States may legitimately resort to the use of armed force in self-defence (Article 51 UN Charter). But what is the meaning of ‘self-defence’?

Self-defence is a lawful reaction to the ‘armed attack’ against the territorial integrity of a state, which also diminishes its political independence (acts forbidden in Article 2(4) UN Charter). By executing the right to use force in self-defence, states are conducting a unilateral act.

The traditional meaning of the right to self-defence originates from the Caroline case (29 Brit & For St Papers) (Box 3); these principles were accepted by the British Government at the time and formed a part of customary international law.

Described image
Figure 2 The destruction of the Caroline

Box 3 The Caroline case (1837)

This case sets out a customary international law definition of the right to self-defence. It originates from a dispute between the British Government and the US Secretary of State regarding the destruction of an American vessel in an American port by British subjects. The reason behind this act was the use of the vessel to transport munitions and groups of Americans, who were conducting attacks on the Canadian territory. The US Government declared that the attack on the vessel constituted an attack against the American territory. The British Government responded by claiming the right to self-defence. The subsequent diplomatic correspondence between the parties contained an outline of the key elements for legitimate self-defence. The US Secretary of State, Daniel Webster, emphasised that for the self-defence to be lawful in international law, the British Government must prove the:

necessity of self-defence, instant, overwhelming, leaving no choice of means and no moment for deliberation

and that assuming such a necessity existed at the time:

the act justified by the necessity of self-defence, must be limited by that necessity, and kept clearly within it.

(Webster and Fox, 1857)

The customary nature of the right to use force in self-defence was further confirmed by the International Court of Justice (ICJ) in the Nicaragua Case (Military and Paramilitary Activities in and against Nicaragua (Nicaragua v United States of America ICJ Rep 1986). This is one of the key judgments in international law and you will consider it in greater detail in Activity 1.

Activity 1

This activity is primarily designed to build your research skills in international law and to strengthen your ability to critically analyse international documents. It is also designed to allow you to practise the skill of comparative analysis. When consulting the texts for this activity, you should focus on selecting relevant parts of the decisions, which comment on the issues that the questions are asking you to consider.

Find and read:

  • the ICJ decision in the Nicaragua Case (paras 191–95, Merits)
  • the ICJ Advisory Opinion on the Legality of the Threat or Use of Nuclear Weapons (ICJ Rep 1996, paras 34–47).

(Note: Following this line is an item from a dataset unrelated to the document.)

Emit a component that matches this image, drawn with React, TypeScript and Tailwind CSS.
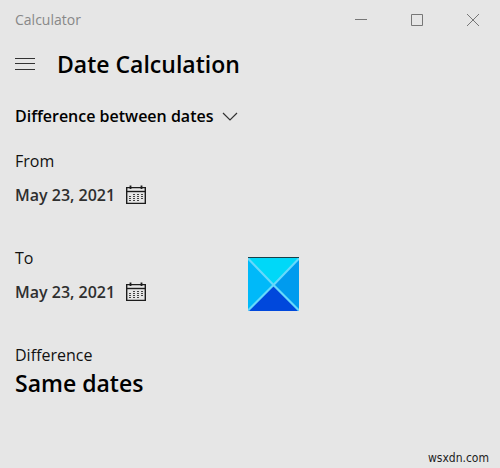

Then compare and contrast these paragraphs with:

  • the dissenting opinion of Judge Higgins in the ICJ Advisory Opinion on Legal Consequences of the Construction of a Wall in the Occupied Palestinian Territory (ICJ Rep 2004), focus on paragraphs 33–4.
  • a.When can states exercise the right to use force in self-defence?
  • b.What are the criteria with which a state must comply when engaging in the lawful act of use of force in self-defence?
  • c.Do you agree with the opinion expressed by Judge Higgins?

Comment

All of the above texts comment generally on the application of the ‘right to self-defence’ in international law and comment on the meaning of an ‘armed attack’ (see for example para.195 of the Nicaragua Case).

It is a good idea, if you can find the time, to read the other parts of this decision, as it provides a useful context to your studies.